Short problem:
Output the material beneath this task exactly, images excluded.

┄┄┄┄┄┄┄┄┄┄┄┄┄┄┄┄┄┄┄┄

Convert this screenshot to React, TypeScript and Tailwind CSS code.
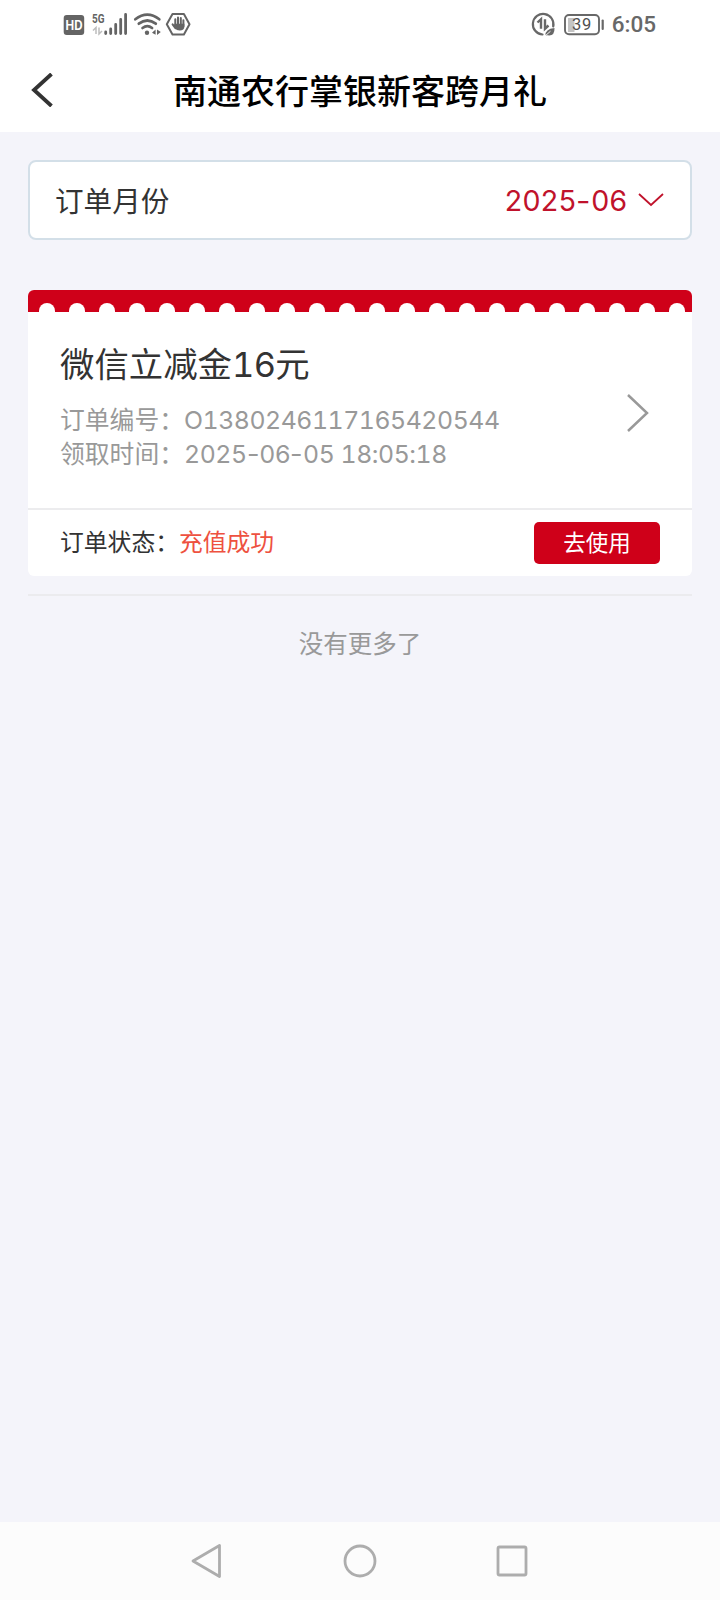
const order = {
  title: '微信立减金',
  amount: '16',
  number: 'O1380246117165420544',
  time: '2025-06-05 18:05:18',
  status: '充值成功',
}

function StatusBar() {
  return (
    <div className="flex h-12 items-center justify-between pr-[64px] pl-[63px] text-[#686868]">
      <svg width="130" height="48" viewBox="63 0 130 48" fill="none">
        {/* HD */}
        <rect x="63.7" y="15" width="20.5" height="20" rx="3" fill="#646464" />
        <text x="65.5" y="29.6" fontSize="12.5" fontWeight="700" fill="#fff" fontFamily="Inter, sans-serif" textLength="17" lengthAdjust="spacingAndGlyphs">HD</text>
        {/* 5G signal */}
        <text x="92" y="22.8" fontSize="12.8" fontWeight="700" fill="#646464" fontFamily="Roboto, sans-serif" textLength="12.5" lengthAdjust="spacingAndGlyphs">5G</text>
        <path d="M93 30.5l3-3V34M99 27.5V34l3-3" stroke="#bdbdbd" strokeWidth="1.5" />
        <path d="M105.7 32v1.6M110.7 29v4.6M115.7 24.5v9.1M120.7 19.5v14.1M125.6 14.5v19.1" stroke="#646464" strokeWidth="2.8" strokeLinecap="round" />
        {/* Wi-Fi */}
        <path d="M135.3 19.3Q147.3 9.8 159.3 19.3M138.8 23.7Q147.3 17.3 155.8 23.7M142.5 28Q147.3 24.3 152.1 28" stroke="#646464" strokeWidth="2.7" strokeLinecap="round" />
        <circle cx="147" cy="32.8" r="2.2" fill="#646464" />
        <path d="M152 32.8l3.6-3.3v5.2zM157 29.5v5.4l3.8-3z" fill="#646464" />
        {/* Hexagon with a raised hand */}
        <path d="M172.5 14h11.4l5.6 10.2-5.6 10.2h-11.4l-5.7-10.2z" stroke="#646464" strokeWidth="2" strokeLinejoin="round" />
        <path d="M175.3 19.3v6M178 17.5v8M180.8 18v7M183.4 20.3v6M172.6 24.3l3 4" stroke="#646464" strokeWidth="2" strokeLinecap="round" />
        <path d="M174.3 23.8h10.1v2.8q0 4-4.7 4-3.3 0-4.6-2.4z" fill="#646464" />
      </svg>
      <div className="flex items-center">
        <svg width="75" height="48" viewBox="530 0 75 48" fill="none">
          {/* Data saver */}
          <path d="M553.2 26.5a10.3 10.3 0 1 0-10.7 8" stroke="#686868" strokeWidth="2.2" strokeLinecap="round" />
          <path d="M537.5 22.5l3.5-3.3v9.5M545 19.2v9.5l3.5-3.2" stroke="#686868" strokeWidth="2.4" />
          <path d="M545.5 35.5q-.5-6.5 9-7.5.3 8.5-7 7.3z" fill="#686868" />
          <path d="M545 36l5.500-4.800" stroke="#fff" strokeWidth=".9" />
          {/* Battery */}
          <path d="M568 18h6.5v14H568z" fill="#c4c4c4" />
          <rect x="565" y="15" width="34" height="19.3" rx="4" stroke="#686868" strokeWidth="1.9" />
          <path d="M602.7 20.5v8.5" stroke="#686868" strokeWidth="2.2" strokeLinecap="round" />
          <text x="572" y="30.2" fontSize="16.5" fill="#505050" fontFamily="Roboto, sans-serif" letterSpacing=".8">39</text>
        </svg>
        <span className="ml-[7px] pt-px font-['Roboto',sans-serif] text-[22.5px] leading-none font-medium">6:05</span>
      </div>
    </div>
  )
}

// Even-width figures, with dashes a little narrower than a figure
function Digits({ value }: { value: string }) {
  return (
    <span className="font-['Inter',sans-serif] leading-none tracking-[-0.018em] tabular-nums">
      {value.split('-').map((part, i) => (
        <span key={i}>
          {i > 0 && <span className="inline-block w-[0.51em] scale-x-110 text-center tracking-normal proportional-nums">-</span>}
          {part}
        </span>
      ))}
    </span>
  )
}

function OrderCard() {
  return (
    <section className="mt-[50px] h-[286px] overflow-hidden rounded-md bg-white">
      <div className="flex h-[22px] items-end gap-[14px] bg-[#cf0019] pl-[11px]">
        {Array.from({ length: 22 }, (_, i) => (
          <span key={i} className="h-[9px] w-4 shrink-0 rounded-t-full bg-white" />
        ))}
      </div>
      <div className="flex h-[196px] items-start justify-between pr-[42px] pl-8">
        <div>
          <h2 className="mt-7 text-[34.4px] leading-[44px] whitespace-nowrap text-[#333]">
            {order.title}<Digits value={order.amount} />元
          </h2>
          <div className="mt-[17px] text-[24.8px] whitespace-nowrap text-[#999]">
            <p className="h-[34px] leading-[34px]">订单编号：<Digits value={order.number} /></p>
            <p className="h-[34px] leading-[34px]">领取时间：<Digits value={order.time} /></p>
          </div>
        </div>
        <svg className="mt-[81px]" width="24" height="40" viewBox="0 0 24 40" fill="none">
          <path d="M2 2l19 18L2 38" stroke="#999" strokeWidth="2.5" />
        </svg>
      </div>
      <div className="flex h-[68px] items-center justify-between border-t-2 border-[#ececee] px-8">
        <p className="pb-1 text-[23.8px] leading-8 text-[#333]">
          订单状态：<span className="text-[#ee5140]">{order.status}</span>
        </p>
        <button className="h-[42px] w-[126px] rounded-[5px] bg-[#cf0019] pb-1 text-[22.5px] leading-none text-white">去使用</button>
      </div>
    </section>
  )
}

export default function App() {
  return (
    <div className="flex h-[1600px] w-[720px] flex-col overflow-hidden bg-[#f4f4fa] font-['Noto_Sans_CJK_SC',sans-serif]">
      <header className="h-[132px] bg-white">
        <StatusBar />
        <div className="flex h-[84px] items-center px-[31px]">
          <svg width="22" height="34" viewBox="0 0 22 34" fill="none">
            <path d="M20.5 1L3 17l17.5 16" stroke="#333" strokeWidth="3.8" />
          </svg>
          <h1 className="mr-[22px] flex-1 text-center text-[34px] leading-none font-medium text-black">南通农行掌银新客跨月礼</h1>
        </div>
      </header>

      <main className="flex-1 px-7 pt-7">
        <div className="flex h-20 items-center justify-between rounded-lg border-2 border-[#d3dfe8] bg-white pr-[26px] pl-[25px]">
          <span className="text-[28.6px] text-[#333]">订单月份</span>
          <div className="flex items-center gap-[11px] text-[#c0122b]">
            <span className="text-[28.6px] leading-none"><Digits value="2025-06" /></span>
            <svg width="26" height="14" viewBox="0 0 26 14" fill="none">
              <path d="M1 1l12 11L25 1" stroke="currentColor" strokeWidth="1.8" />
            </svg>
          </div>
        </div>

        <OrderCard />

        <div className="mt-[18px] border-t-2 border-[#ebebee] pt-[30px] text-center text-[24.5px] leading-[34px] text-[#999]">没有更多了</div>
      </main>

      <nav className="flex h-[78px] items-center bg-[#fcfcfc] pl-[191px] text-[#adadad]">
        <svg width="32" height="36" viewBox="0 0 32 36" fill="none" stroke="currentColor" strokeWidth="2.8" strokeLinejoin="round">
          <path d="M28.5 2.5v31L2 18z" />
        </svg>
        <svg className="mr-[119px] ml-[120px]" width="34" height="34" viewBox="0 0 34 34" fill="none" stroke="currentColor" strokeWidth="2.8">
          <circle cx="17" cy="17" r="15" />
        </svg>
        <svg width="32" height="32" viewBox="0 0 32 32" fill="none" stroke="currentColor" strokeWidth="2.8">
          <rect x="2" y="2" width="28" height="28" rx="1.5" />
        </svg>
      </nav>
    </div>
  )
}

┄┄┄┄┄┄┄┄┄┄┄┄┄┄┄┄┄┄┄┄

Task response:
Convert this screenshot to React, TypeScript and Tailwind CSS code.
const order = {
  title: '微信立减金',
  amount: '16',
  number: 'O1380246117165420544',
  time: '2025-06-05 18:05:18',
  status: '充值成功',
}

function StatusBar() {
  return (
    <div className="flex h-12 items-center justify-between pr-[64px] pl-[63px] text-[#686868]">
      <svg width="130" height="48" viewBox="63 0 130 48" fill="none">
        {/* HD */}
        <rect x="63.7" y="15" width="20.5" height="20" rx="3" fill="#646464" />
        <text x="65.5" y="29.6" fontSize="12.5" fontWeight="700" fill="#fff" fontFamily="Inter, sans-serif" textLength="17" lengthAdjust="spacingAndGlyphs">HD</text>
        {/* 5G signal */}
        <text x="92" y="22.8" fontSize="12.8" fontWeight="700" fill="#646464" fontFamily="Roboto, sans-serif" textLength="12.5" lengthAdjust="spacingAndGlyphs">5G</text>
        <path d="M93 30.5l3-3V34M99 27.5V34l3-3" stroke="#bdbdbd" strokeWidth="1.5" />
        <path d="M105.7 32v1.6M110.7 29v4.6M115.7 24.5v9.1M120.7 19.5v14.1M125.6 14.5v19.1" stroke="#646464" strokeWidth="2.8" strokeLinecap="round" />
        {/* Wi-Fi */}
        <path d="M135.3 19.3Q147.3 9.8 159.3 19.3M138.8 23.7Q147.3 17.3 155.8 23.7M142.5 28Q147.3 24.3 152.1 28" stroke="#646464" strokeWidth="2.7" strokeLinecap="round" />
        <circle cx="147" cy="32.8" r="2.2" fill="#646464" />
        <path d="M152 32.8l3.6-3.3v5.2zM157 29.5v5.4l3.8-3z" fill="#646464" />
        {/* Hexagon with a raised hand */}
        <path d="M172.5 14h11.4l5.6 10.2-5.6 10.2h-11.4l-5.7-10.2z" stroke="#646464" strokeWidth="2" strokeLinejoin="round" />
        <path d="M175.3 19.3v6M178 17.5v8M180.8 18v7M183.4 20.3v6M172.6 24.3l3 4" stroke="#646464" strokeWidth="2" strokeLinecap="round" />
        <path d="M174.3 23.8h10.1v2.8q0 4-4.7 4-3.3 0-4.6-2.4z" fill="#646464" />
      </svg>
      <div className="flex items-center">
        <svg width="75" height="48" viewBox="530 0 75 48" fill="none">
          {/* Data saver */}
          <path d="M553.2 26.5a10.3 10.3 0 1 0-10.7 8" stroke="#686868" strokeWidth="2.2" strokeLinecap="round" />
          <path d="M537.5 22.5l3.5-3.3v9.5M545 19.2v9.5l3.5-3.2" stroke="#686868" strokeWidth="2.4" />
          <path d="M545.5 35.5q-.5-6.5 9-7.5.3 8.5-7 7.3z" fill="#686868" />
          <path d="M545 36l5.500-4.800" stroke="#fff" strokeWidth=".9" />
          {/* Battery */}
          <path d="M568 18h6.5v14H568z" fill="#c4c4c4" />
          <rect x="565" y="15" width="34" height="19.3" rx="4" stroke="#686868" strokeWidth="1.9" />
          <path d="M602.7 20.5v8.5" stroke="#686868" strokeWidth="2.2" strokeLinecap="round" />
          <text x="572" y="30.2" fontSize="16.5" fill="#505050" fontFamily="Roboto, sans-serif" letterSpacing=".8">39</text>
        </svg>
        <span className="ml-[7px] pt-px font-['Roboto',sans-serif] text-[22.5px] leading-none font-medium">6:05</span>
      </div>
    </div>
  )
}

// Even-width figures, with dashes a little narrower than a figure
function Digits({ value }: { value: string }) {
  return (
    <span className="font-['Inter',sans-serif] leading-none tracking-[-0.018em] tabular-nums">
      {value.split('-').map((part, i) => (
        <span key={i}>
          {i > 0 && <span className="inline-block w-[0.51em] scale-x-110 text-center tracking-normal proportional-nums">-</span>}
          {part}
        </span>
      ))}
    </span>
  )
}

function OrderCard() {
  return (
    <section className="mt-[50px] h-[286px] overflow-hidden rounded-md bg-white">
      <div className="flex h-[22px] items-end gap-[14px] bg-[#cf0019] pl-[11px]">
        {Array.from({ length: 22 }, (_, i) => (
          <span key={i} className="h-[9px] w-4 shrink-0 rounded-t-full bg-white" />
        ))}
      </div>
      <div className="flex h-[196px] items-start justify-between pr-[42px] pl-8">
        <div>
          <h2 className="mt-7 text-[34.4px] leading-[44px] whitespace-nowrap text-[#333]">
            {order.title}<Digits value={order.amount} />元
          </h2>
          <div className="mt-[17px] text-[24.8px] whitespace-nowrap text-[#999]">
            <p className="h-[34px] leading-[34px]">订单编号：<Digits value={order.number} /></p>
            <p className="h-[34px] leading-[34px]">领取时间：<Digits value={order.time} /></p>
          </div>
        </div>
        <svg className="mt-[81px]" width="24" height="40" viewBox="0 0 24 40" fill="none">
          <path d="M2 2l19 18L2 38" stroke="#999" strokeWidth="2.5" />
        </svg>
      </div>
      <div className="flex h-[68px] items-center justify-between border-t-2 border-[#ececee] px-8">
        <p className="pb-1 text-[23.8px] leading-8 text-[#333]">
          订单状态：<span className="text-[#ee5140]">{order.status}</span>
        </p>
        <button className="h-[42px] w-[126px] rounded-[5px] bg-[#cf0019] pb-1 text-[22.5px] leading-none text-white">去使用</button>
      </div>
    </section>
  )
}

export default function App() {
  return (
    <div className="flex h-[1600px] w-[720px] flex-col overflow-hidden bg-[#f4f4fa] font-['Noto_Sans_CJK_SC',sans-serif]">
      <header className="h-[132px] bg-white">
        <StatusBar />
        <div className="flex h-[84px] items-center px-[31px]">
          <svg width="22" height="34" viewBox="0 0 22 34" fill="none">
            <path d="M20.5 1L3 17l17.5 16" stroke="#333" strokeWidth="3.8" />
          </svg>
          <h1 className="mr-[22px] flex-1 text-center text-[34px] leading-none font-medium text-black">南通农行掌银新客跨月礼</h1>
        </div>
      </header>

      <main className="flex-1 px-7 pt-7">
        <div className="flex h-20 items-center justify-between rounded-lg border-2 border-[#d3dfe8] bg-white pr-[26px] pl-[25px]">
          <span className="text-[28.6px] text-[#333]">订单月份</span>
          <div className="flex items-center gap-[11px] text-[#c0122b]">
            <span className="text-[28.6px] leading-none"><Digits value="2025-06" /></span>
            <svg width="26" height="14" viewBox="0 0 26 14" fill="none">
              <path d="M1 1l12 11L25 1" stroke="currentColor" strokeWidth="1.8" />
            </svg>
          </div>
        </div>

        <OrderCard />

        <div className="mt-[18px] border-t-2 border-[#ebebee] pt-[30px] text-center text-[24.5px] leading-[34px] text-[#999]">没有更多了</div>
      </main>

      <nav className="flex h-[78px] items-center bg-[#fcfcfc] pl-[191px] text-[#adadad]">
        <svg width="32" height="36" viewBox="0 0 32 36" fill="none" stroke="currentColor" strokeWidth="2.8" strokeLinejoin="round">
          <path d="M28.5 2.5v31L2 18z" />
        </svg>
        <svg className="mr-[119px] ml-[120px]" width="34" height="34" viewBox="0 0 34 34" fill="none" stroke="currentColor" strokeWidth="2.8">
          <circle cx="17" cy="17" r="15" />
        </svg>
        <svg width="32" height="32" viewBox="0 0 32 32" fill="none" stroke="currentColor" strokeWidth="2.8">
          <rect x="2" y="2" width="28" height="28" rx="1.5" />
        </svg>
      </nav>
    </div>
  )
}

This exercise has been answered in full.